O movimento em espaço aberto
E se não nos encerrarmos em quatro paredes e
adotarmos as ruas e parques da cidade como palco para nossos movimentos? O uso
de bicicletas no espaço urbano, tema tão atual quanto espinhoso, nos traz a
possibilidade de retomar o contato mais próximo com o meio – e conosco? Para
Giacóia, não é bem assim. Na opinião do filósofo, muito do que se chama de
cicloativismo também é regido pelas demandas econômicas da sociedade. “As
pessoas compram equipamentos, bicicletas, e passam por um tempo a frequentar o
espaço público por uma espécie de imposição do politicamente correto. Estão, de
novo, preocupados com as tecnologias mais desenvolvidas, mais caras e atuais, e
muitas vezes permanecem distantes do fundamental em si mesmos”, diz.
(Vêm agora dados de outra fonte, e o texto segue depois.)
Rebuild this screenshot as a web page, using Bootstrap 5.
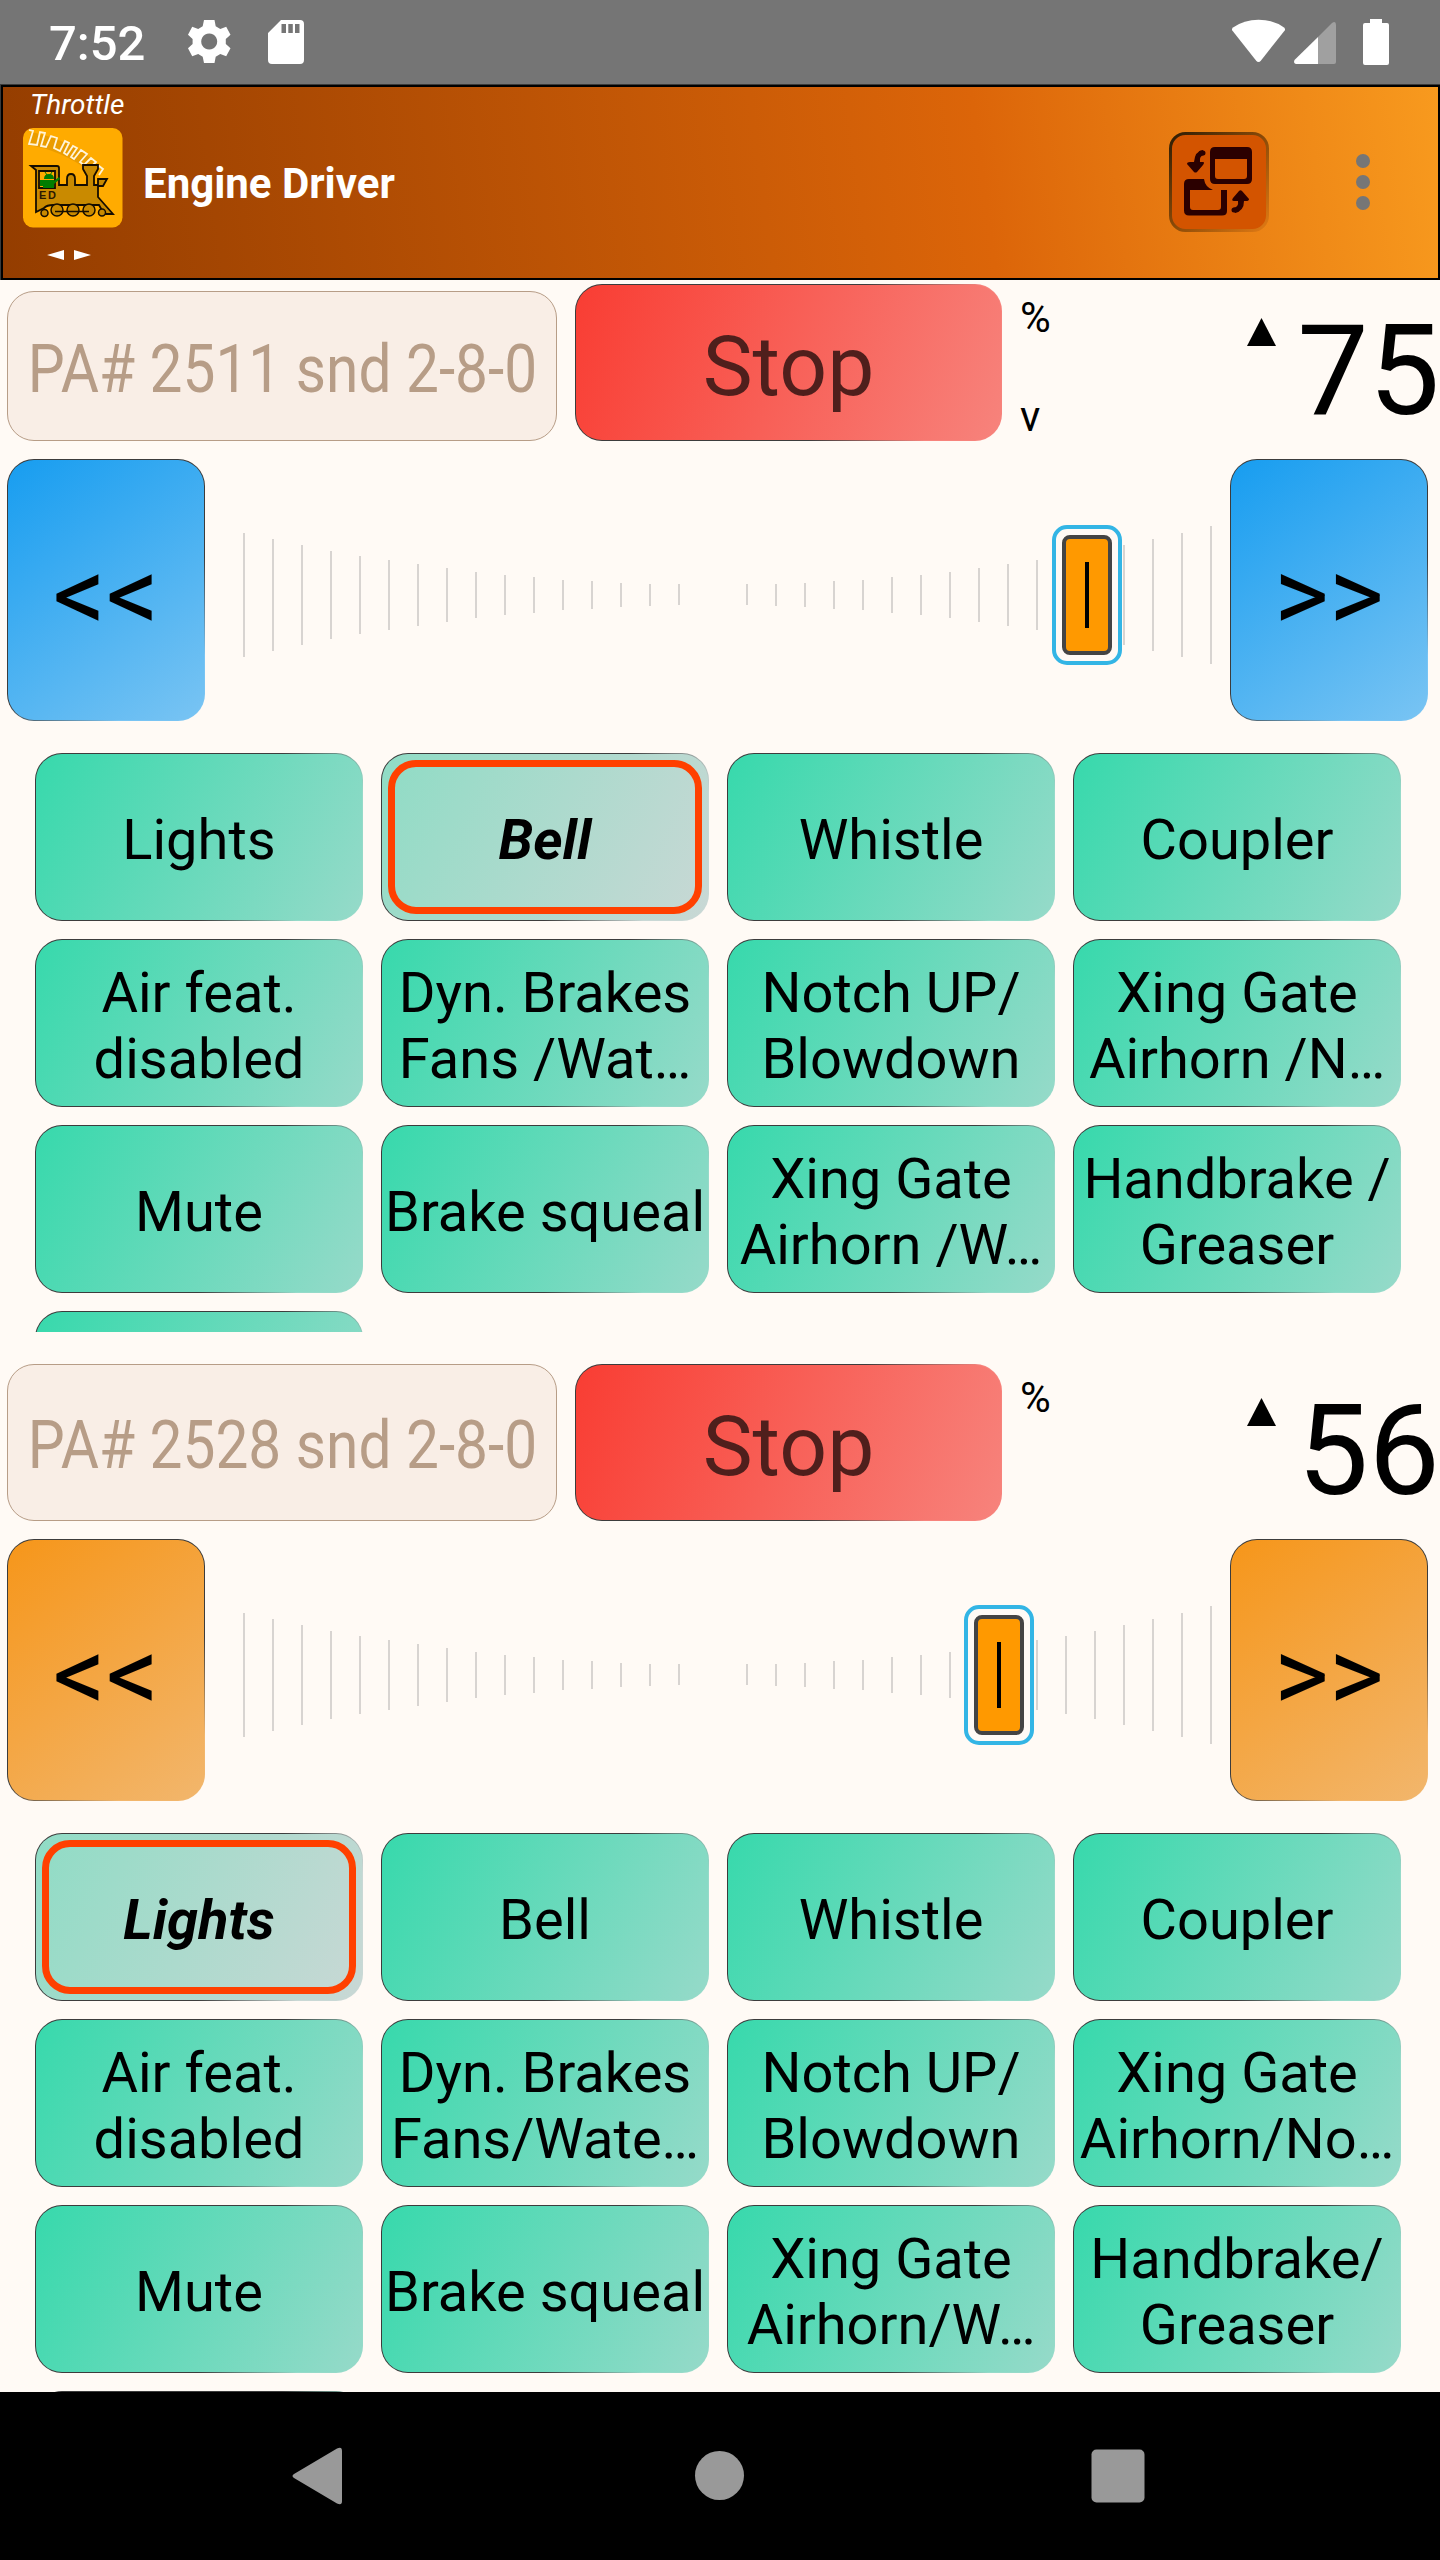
<!DOCTYPE html>
<html lang="en">
<head>
<meta charset="utf-8">
<meta name="viewport" content="width=device-width, initial-scale=1">
<title>Engine Driver</title>
<link rel="stylesheet" href="https://cdn.jsdelivr.net/npm/bootstrap@5.3.0/dist/css/bootstrap.min.css">
<style>
body{background:#fffaf5;font-family:Roboto,sans-serif;color:#000;width:1440px;height:2560px;overflow:hidden}
svg{display:block;flex:none}
.statusbar{height:84px;background:#757575;color:#fff;padding:0 50px 0 49px}
.clock{font-size:49px;font-weight:500;line-height:84px;padding-top:4px;width:138px}
.sdcard{margin-left:37px}
.appbar{height:196px;border-top:1px solid #3a3a3a;border-left:1px solid #3a3a3a}
.appbar-in{border:2px solid #000;background:linear-gradient(82.3deg,#943d00,#dc6509 68%,#f89a1e);padding:0 68px 0 20px}
.brandcol{width:100px}
.screenname{font-size:28px;font-style:italic;line-height:33px;color:#fff;padding-left:7px;margin-top:1px}
.apptitle{font-size:42px;font-weight:700;color:#fff;line-height:1;padding:2px 0 0 20px}
.overflowdots{margin:67px 0 0 87px}
.throttle{height:1080px}
.headrow{height:161px;padding-left:7px}
.btn.pad{--bs-btn-color:#000;font-family:inherit;border:1px solid transparent;border-radius:27px;padding:0;display:flex;align-items:center;justify-content:center;color:#000;white-space:nowrap;flex:none;
 background:linear-gradient(var(--ang),var(--c1),var(--c2)) padding-box,linear-gradient(var(--ang),#3c3c3c 60%,var(--c2) 84%) border-box}
.btn.loco{width:550px;height:150px;background:#f9eee6;border-color:#b79d87;color:#b79d87;font-size:67.5px;line-height:1;padding-top:6px}
.btn.loco.tall{height:157px;padding-top:5px}
.loco span{transform:scaleX(.868)}
.btn.stop{--ang:110.2deg;--c1:#f93d33;--c2:#f7837c;width:427px;height:157px;margin-left:18px;font-size:84px;line-height:1;padding-top:8px;color:#4f1f1c}
.btn.dir{width:198px;height:262px;font-size:105px;line-height:1;padding-top:10px;--ang:142.9deg}
.blue{--c1:#179df0;--c2:#79c4f3}
.amber{--c1:#f6961a;--c2:#f2b66c}
.units{font-size:42px;line-height:1;padding:17px 0 3px;margin-left:18px;height:161px;width:40px}
.uparrow{margin:38px 21px 0 0}
.speedval{font-size:127px;line-height:1;height:134px}
.dirrow{margin-top:18px;padding:0 11px 0 7px;height:262px}
.fngrid{display:grid;grid-template-columns:repeat(4,328px);grid-auto-rows:168px;gap:18px;padding-left:35px;margin-top:32px;height:579px;overflow:hidden}
.throttle + .throttle .fngrid{height:559px}
.throttle + .throttle{height:1032px}
.btn.fn{--ang:117.1deg;--c1:#37d9ac;--c2:#96dac9;font-size:56px;line-height:66px;padding-top:6px}
.btn.fn.on{--c1:#8fdcc5;--c2:#c9d8d5;font-weight:700;font-style:italic;padding:6px}
.on span{border:7px solid #ff4000;border-radius:28px;width:314px;height:154px;line-height:146px}
.navkeys{height:168px;background:#000}
</style>
<script src="https://cdn.jsdelivr.net/npm/bootstrap@5.3.0/dist/js/bootstrap.bundle.min.js"></script>
</head>
<body class="d-flex flex-column">
<svg width="0" height="0" class="position-absolute">
 <symbol id="ticks" viewBox="205 459 1025 262">
  <path stroke="#d8d4d1" stroke-width="2" fill="none" d="M244 533v124M273 539v112M302 545v100M331 551v88M360 556v78M389 560v70M418 564v62M447 568v54M476 572v46M505 575v40M534 577v36M563 580v30M592 581v28M621 583v24M650 584v22M679 584v21M747 584v21M776 584v22M805 583v24M834 581v28M863 580v30M892 577v36M921 575v40M950 572v46M979 568v54M1008 564v62M1037 560v70M1066 556v78M1095 551v88M1124 545v100M1153 539v112M1182 533v124M1211 526v138"/>
 </symbol>
 <symbol id="knob" viewBox="0 0 70 140">
  <rect x="2" y="2" width="66" height="136" rx="13" fill="#fffaf5" stroke="#33b5e5" stroke-width="4"/>
  <rect x="12" y="12" width="46" height="116" rx="6" fill="#ff9900" stroke="#444" stroke-width="4"/>
  <path d="M35 37v66" stroke="#000" stroke-width="4"/>
 </symbol>
</svg>

<div class="statusbar d-flex align-items-center flex-shrink-0">
 <div class="clock">7:52</div>
 <svg width="44" height="46" viewBox="0 0 44 46"><path fill="#fff" fill-rule="evenodd" d="M17 1h10.500l1.200 6.300 4.600 2.700 5.900-2.300 4.300 8-4.700 4.200v5.200l4.700 4.200-4.300 8-5.900-2.300-4.600 2.700-1.200 6.300h-10.500l-1.300-6.300-4.500-2.700-6 2.300-4.200-8 4.600-4.200v-5.200l-4.600-4.200 4.200-8 6 2.300 4.500-2.700zM22.200 14.500a8 8 0 1 0 .01 0z"/></svg>
 <svg class="sdcard" width="36" height="46" viewBox="0 0 36 46"><path fill="#fff" fill-rule="evenodd" d="M13 1h19a4 4 0 0 1 4 4v36a4 4 0 0 1-4 4H4a4 4 0 0 1-4-4V14zM13.500 5v9h4.500V5zM20.300 5v9h4.500V5zM27 5v9h4.500V5z"/></svg>
 <svg class="ms-auto" width="160" height="48" viewBox="1230 18 160 48">
  <path fill="#fff" d="M1232.300 30.500Q1231.300 29 1233 27.500Q1244 19.700 1258.500 19.700T1284 27.500Q1285.700 29 1284.700 30.500L1261 60.500Q1258.500 63.500 1256 60.500z"/>
  <path fill="#fff" d="M1318 37v27h-22q-3-1-1.500-4z"/>
  <path fill="#a0a0a0" d="M1318 37l14-14q4-2.500 4 2v37q0 2-2 2h-16z"/>
  <path fill="#fff" d="M1370 19h12v4h5q2 0 2 2v38q0 2-2 2h-22q-2 0-2-2V25q0-2 2-2h5z"/>
 </svg>
</div>

<header class="appbar flex-shrink-0 d-flex">
 <div class="appbar-in flex-grow-1 d-flex align-items-start">
  <div class="brandcol">
   <div class="screenname">Throttle</div>
   <svg style="margin-top:7px" width="100" height="132" viewBox="0 0 100 132">
    <rect width="99.500" height="99.500" rx="10" fill="#ffab00"/>
    <path d="M5 17L8 4Q45 11 71 33L66 43Q38 22 5 17z" fill="#d99000" opacity=".55"/>
    <path fill="none" stroke="#fff4d8" stroke-width="1.800" d="M6 2l4 1-4 13 8 1 3-13 5 1-4 13 5 1 5-11 6 2-3 10 6 3 5-10 4 2-5 10 3 2 6-9 4 2-6 9 3 2 7-9 6 4-7 8 4 3 7-7 5 4-6 6 4 3 5-5 4 3-4 6"/>
    <path fill="#c98a00" stroke="#150d00" stroke-width="1.800" d="M8 38H34q2 0 2 2V57H44V51q0-5 4-5t4 5v6h12V48l-4-7v-4h15v4l-4 7v9h4V51h9l-4 7h-5v11L90 86H81L76 77H30q-6 0-9 3l-8 4V42z"/>
    <path fill="#ffab00" stroke="#150d00" stroke-width="1.800" d="M16 43H32V60H16z"/>
    <path fill="#007d00" d="M21 51q0-5 5-5t5 5zM20 52h11v8h-11zM17 52h3v6h-3zM31 53l5-4 1 2-6 5z"/>
    <path stroke="#007d00" d="M22 44l2 3M29 44l-2 3"/>
    <text x="16" y="70.500" font-family="Liberation Sans,sans-serif" font-size="11" font-weight="700" fill="#2c1900" textLength="17">ED</text>
    <g fill="#c98a00" stroke="#150d00" stroke-width="1.500"><circle cx="34" cy="82" r="6"/><circle cx="50" cy="82" r="6"/><circle cx="66" cy="82" r="6"/><circle cx="21.500" cy="85" r="3.500"/><circle cx="79" cy="84.500" r="3.500"/><path d="M32 83.500H66"/></g>
    <path fill="#fff" d="M24 127l17-5v10zM68 127l-17-5v10z"/>
   </svg>
  </div>
  <div class="apptitle align-self-center">Engine Driver</div>
  <svg class="ms-auto" style="margin-top:45px" width="100" height="100" viewBox="0 0 100 100">
   <defs><linearGradient id="edge" x1="0" y1="0" x2="1" y2="1"><stop offset="0" stop-color="#2e1d05"/><stop offset=".5" stop-color="#8a4a08"/><stop offset="1" stop-color="#e07a14"/></linearGradient></defs>
   <rect x="1.500" y="1.500" width="97" height="97" rx="15" fill="#d35400" stroke="url(#edge)" stroke-width="3"/>
   <g fill="#2b0000"><path fill-rule="evenodd" d="M46 15H78q5 0 5 5V47q0 5-5 5H46q-5 0-5-5V20q0-5 5-5zM46 27V44q0 3 3 3H75q3 0 3-3V27z"/>
   <path fill-rule="evenodd" d="M20 47H35q1 8 9 11H21V75q0 3 3 3H49q3 0 3-3V58h6V79q0 4.500-5 4.500H20q-5 0-5-5V52q0-5 5-5z"/>
   <path d="M18 32q0-2 3-2h4q1-11 9-12l1 5q-5 1-4 7h3q2 0 0 3l-6 7q-1.500 1-3 0zM80 67q0 2-3 2h-2q0 10-9 12l-2-5q6-1 5-7h-4q-3 0-1-3l6-7q1.500-1.500 3 0z"/></g>
   <path d="M34 21h-2M66 78h-1" stroke="#2b0000" stroke-width="5" stroke-linecap="round"/>
  </svg>
  <svg class="overflowdots" width="14" height="56" viewBox="0 0 14 56"><g fill="#767676"><circle cx="7" cy="7" r="7"/><circle cx="7" cy="28" r="7"/><circle cx="7" cy="49" r="7"/></g></svg>
 </div>
</header>

<section class="throttle flex-shrink-0">
 <div class="headrow d-flex align-items-end">
  <button class="btn pad loco"><span>PA# 2511 snd 2-8-0</span></button>
  <button class="btn pad stop">Stop</button>
  <div class="units d-flex flex-column justify-content-between"><span>%</span><span>v</span></div>
  <svg class="uparrow ms-auto align-self-start" width="29" height="28" viewBox="0 0 29 28"><path d="M14.500 0L29 28H0z"/></svg>
  <div class="speedval">75</div>
 </div>
 <div class="dirrow d-flex">
  <button class="btn pad dir blue">&lt;&lt;</button>
  <svg width="1025" height="262"><use href="#ticks"/><use href="#knob" x="847" y="66" width="70" height="140"/></svg>
  <button class="btn pad dir blue">&gt;&gt;</button>
 </div>
 <div class="fngrid">
  <button class="btn pad fn">Lights</button>
  <button class="btn pad fn on"><span>Bell</span></button>
  <button class="btn pad fn">Whistle</button>
  <button class="btn pad fn">Coupler</button>
  <button class="btn pad fn">Air feat.<br>disabled</button>
  <button class="btn pad fn">Dyn. Brakes<br>Fans /Wat…</button>
  <button class="btn pad fn">Notch UP/<br>Blowdown</button>
  <button class="btn pad fn">Xing Gate<br>Airhorn /N…</button>
  <button class="btn pad fn">Mute</button>
  <button class="btn pad fn">Brake squeal</button>
  <button class="btn pad fn">Xing Gate<br>Airhorn /W…</button>
  <button class="btn pad fn">Handbrake /<br>Greaser</button>
  <button class="btn pad fn"></button>
 </div>
</section>

<section class="throttle flex-shrink-0">
 <div class="headrow d-flex align-items-end">
  <button class="btn pad loco tall"><span>PA# 2528 snd 2-8-0</span></button>
  <button class="btn pad stop">Stop</button>
  <div class="units"><span>%</span></div>
  <svg class="uparrow ms-auto align-self-start" width="29" height="28" viewBox="0 0 29 28"><path d="M14.500 0L29 28H0z"/></svg>
  <div class="speedval">56</div>
 </div>
 <div class="dirrow d-flex">
  <button class="btn pad dir amber">&lt;&lt;</button>
  <svg width="1025" height="262"><use href="#ticks"/><use href="#knob" x="759" y="66" width="70" height="140"/></svg>
  <button class="btn pad dir amber">&gt;&gt;</button>
 </div>
 <div class="fngrid">
  <button class="btn pad fn on"><span>Lights</span></button>
  <button class="btn pad fn">Bell</button>
  <button class="btn pad fn">Whistle</button>
  <button class="btn pad fn">Coupler</button>
  <button class="btn pad fn">Air feat.<br>disabled</button>
  <button class="btn pad fn">Dyn. Brakes<br>Fans/Wate…</button>
  <button class="btn pad fn">Notch UP/<br>Blowdown</button>
  <button class="btn pad fn">Xing Gate<br>Airhorn/No…</button>
  <button class="btn pad fn">Mute</button>
  <button class="btn pad fn">Brake squeal</button>
  <button class="btn pad fn">Xing Gate<br>Airhorn/W…</button>
  <button class="btn pad fn">Handbrake/<br>Greaser</button>
  <button class="btn pad fn"></button>
 </div>
</section>

<nav class="navkeys flex-shrink-0">
 <svg width="1440" height="168" viewBox="0 2392 1440 168" fill="#999">
  <path d="M294 2474L337 2448.500Q342 2446 342 2451V2501Q342 2506 337 2503.500L294 2478Q291 2476 294 2474z"/>
  <circle cx="719.500" cy="2475.500" r="24.500"/>
  <rect x="1091.500" y="2449.500" width="53" height="53" rx="5"/>
 </svg>
</nav>
</body>
</html>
Mas isso não invalida a importância do contato com
o meio. É necessário desenvolver nossa capacidade de perceber os apelos do
consumo. “É preciso saber detectar e compreender até que ponto somos sujeitos
dos nossos atos. Até que ponto nos movimentamos de acordo com as nossas reais
necessidades ou estamos simplesmente obedecendo a comandos exteriores”, conclui
Giacóia.
“Temos uma ilusão de controle absoluto do tempo que
é uma forma muito eficaz de evitar o enfrentamento da nossa condição finita.
Como se, ao dispor do tempo cronológico apontado pelo relógio, do nosso
calendário e de nossas obrigações, pudéssemos exercer alguma espécie de
controle sobre a nossa finitude”
Oswaldo
Giacóia Jr. tem diversos livros publicados. Entre suas principais obras
está Pequeno dicionário de filosofia contemporânea* , que traz
referências atualizadas e compactas sobre filosofia. O filósofo também
acaba de lançar Heidegger urgente* * , em que apresenta o pensador ao
público leigo e discute a atualidade de suas ideias.
* Pequeno dicionário de filosofia contemporânea,
ed. Publifolha, 2006, 183 págs.
* * Heidegger urgente, ed. Três Estrelas, 2013, 144 págs.